◆ Raw data ◆
######
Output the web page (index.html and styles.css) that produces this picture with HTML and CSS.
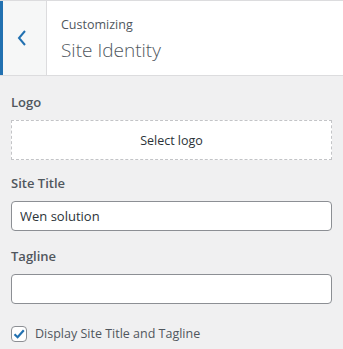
FILE: index.html
```html
<!DOCTYPE html>
<html lang="en">
<head>
    <meta charset="UTF-8">
    <meta name="viewport" content="width=device-width, initial-scale=1.0">
    <title>Customizing - Site Identity</title>
    <link rel="stylesheet" href="styles.css">
</head>
<body>
    <div class="panel-header">
        <button class="back-button" aria-label="Back">
            <svg width="10" height="16" viewBox="0 0 10 16">
                <path d="M8 1 L2 8 L8 15" fill="none" stroke="#2271b1" stroke-width="2"/>
            </svg>
        </button>
        <div class="panel-title">
            <span class="action">Customizing</span>
            <h3>Site Identity</h3>
        </div>
    </div>

    <div class="controls">
        <div class="control logo-control">
            <span class="control-label">Logo</span>
            <button class="upload-button">Select logo</button>
        </div>
        <div class="control">
            <label class="control-label" for="blogname">Site Title</label>
            <input type="text" id="blogname" class="text-input" value="Wen solution">
        </div>
        <div class="control">
            <label class="control-label" for="blogdescription">Tagline</label>
            <input type="text" id="blogdescription" class="text-input" value="">
        </div>
        <div class="control checkbox-control">
            <label class="checkbox-label">
                <span class="checkbox">
                    <svg width="14" height="14" viewBox="0 0 14 14">
                        <path d="M2.5 7.2 L5.6 10.2 L11.8 3.2" fill="none" stroke="#2271b1" stroke-width="2.2"/>
                    </svg>
                </span>
                Display Site Title and Tagline
            </label>
        </div>
    </div>
</body>
</html>
```

FILE: styles.css
```css
body {
    font-family: "Open Sans", "Noto Sans", sans-serif;
    margin: 0;
    background-color: #f0f0f1;
    color: #50575e;
}
.panel-header {
    display: flex;
    height: 74px;
    background-color: white;
    border-top: 1px solid #dcdcde;
    border-bottom: 1px solid #dcdcde;
}
.back-button {
    width: 47px;
    padding: 0 5px 0 0;
    background-color: #f6f7f7;
    border: none;
    border-left: 3px solid #2271b1;
    border-right: 1px solid #dcdcde;
    display: flex;
    align-items: center;
    justify-content: center;
    cursor: pointer;
}
.panel-title {
    padding: 16px 0 0 14px;
}
.action {
    display: block;
    font-size: 12.5px;
    line-height: 16px;
    color: #50575e;
}
.panel-title h3 {
    margin: 5px 0 0 0;
    font-size: 19px;
    font-weight: 300;
    line-height: 24px;
    color: #50575e;
}
.controls {
    padding: 17px 11px 0 11px;
}
.control {
    margin-bottom: 16px;
}
.logo-control {
    margin-bottom: 14px;
}
.control-label {
    display: block;
    font-size: 13px;
    font-weight: 600;
    line-height: 18px;
    margin-bottom: 9px;
}
.upload-button {
    display: block;
    width: 100%;
    height: 40px;
    background-color: white;
    border: 1px dashed #c3c4c7;
    font-family: inherit;
    font-size: 12.5px;
    color: #2c3338;
}
.text-input {
    display: block;
    box-sizing: border-box;
    width: 100%;
    height: 30px;
    padding: 0 8px;
    border: 1px solid #8c8f94;
    border-radius: 4px;
    font-family: inherit;
    font-size: 13px;
    color: #2c3338;
}
.checkbox-control {
    margin-top: 21px;
}
.checkbox-label {
    display: flex;
    align-items: center;
    gap: 8px;
    font-size: 12.5px;
    line-height: 18px;
}
.checkbox {
    display: flex;
    align-items: center;
    justify-content: center;
    box-sizing: border-box;
    width: 16px;
    height: 16px;
    background-color: white;
    border: 1px solid #8c8f94;
    border-radius: 4px;
}
```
######
◆ Task requirements ◆
Leave out every line without the string "styles" and copy the rest.

◆ In response ◆
Output the web page (index.html and styles.css) that produces this picture with HTML and CSS.
    <link rel="stylesheet" href="styles.css">
FILE: styles.css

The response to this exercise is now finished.